The probability that something happens is usually written *p(something)*. In this case *p(cake)* = 0.4, but like a variable in an equation, you may or may not know the value of your *p(something)*. It may stand in for a number that someone has previously measured or computed, or it may be what you’re trying to work out.

The *odds* are a slightly different way of talking about the same proportion.

The odds are defined as the number of events we are counting divided by the number we are not counting. In gambling the odds are the number of times you win divided by the number of times you don’t. The odds of cake here are 2/3 or 0.66, but we usually report odds by giving the numerator and the denominator separately: the odds are 2 to 3. You can convert odds to probability by dividing the first number by the sum of the two: 2 to 3 odds is a probability of 2 / (2+3). Odds of 1 to 1 mean a probability of 1 / (1+1) = 1/2, or a 50/50 chance.

Although “odds” and “probability” are both numeric measurements of chance, they are different formulas and if you confuse them you will get the wrong answer. Don’t be that journalist. (You’re also welcome to correct people when they use the wrong words, but remember: pedants die alone.)

We can do some nifty things with simple probabilities. How many cakes do you expect your friend to order over the next 20 dinners? This is just *p(cake)* × 20 = 0.4 × 20 = 8. You can think of 0.4 as the average number of cakes she orders per dinner. Of course there is randomness here; she actually orders either zero or one cakes each time, and over the course of 20 dinners she might order 7 or 9 or 17 cakes, but 8 will be the most common number. (Because there are two possible desert choices, you get a *binomial* distribution just like the sampling distribution from the last chapter.)

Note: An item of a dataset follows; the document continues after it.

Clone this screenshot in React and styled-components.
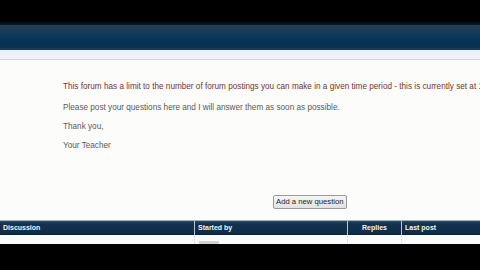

Quite often we will need to count how frequently multiple events occur together. What is the probability that your friend orders cheesecake at the next two dinners? Let’s draw every possible combination of her first and second desert orders.

For her first dinner she orders cake 2 out of 5 times. After each of those, she orders cake again 2 out of 5 times. Hence there are 2 × 2 = 4 possible worlds where you get two cake orders in a row. Since there are 25 possibilities in total, the probability is 4/25 or 0.16.

Or, we could just multiply *p(cake)* × *p(cake)* = 0.4 × 0.4 = 0.16. The definition of probability divides out the total number of cases so that probabilities are always between 0 and 1, which lets us avoid the tedious bookkeeping of counting cases directly when all we want is the final proportion. Multiplication is how you work out the probability that event A *and* event B both happen when the events in question are *independent*, that is, one doesn’t affect the other. Whether or not this is true is a question your data cannot answer. A coin doesn’t care if it came up heads or tails last time, but maybe your friend will get tired of too many cakes in a row.

We can apply the multiplication rule to our assaults data. Suppose we can work out the probability that we’ll see a quarter with 80 or fewer assaults just by chance, even if the earlier closing time did nothing. Call this p(low). Then the probability that we’ll see two low quarters in a row is *p(low)* × *p(low)*, the probability of seeing three low quarters in a row is *p(low)* × *p(low)* × *p(low)*, and so on.

In practice you don’t work out probabilities by drawing trees, just as you don’t work out the margin of error by drawing pictures of samples. Still, I love thinking in terms of trees of possibilities because it makes plain what we are doing with probability arithmetic. Each branch is a possible course through history, and we are assigning probabilities by counting the branches of different types. All of statistics is based on the idea of counting possibilities.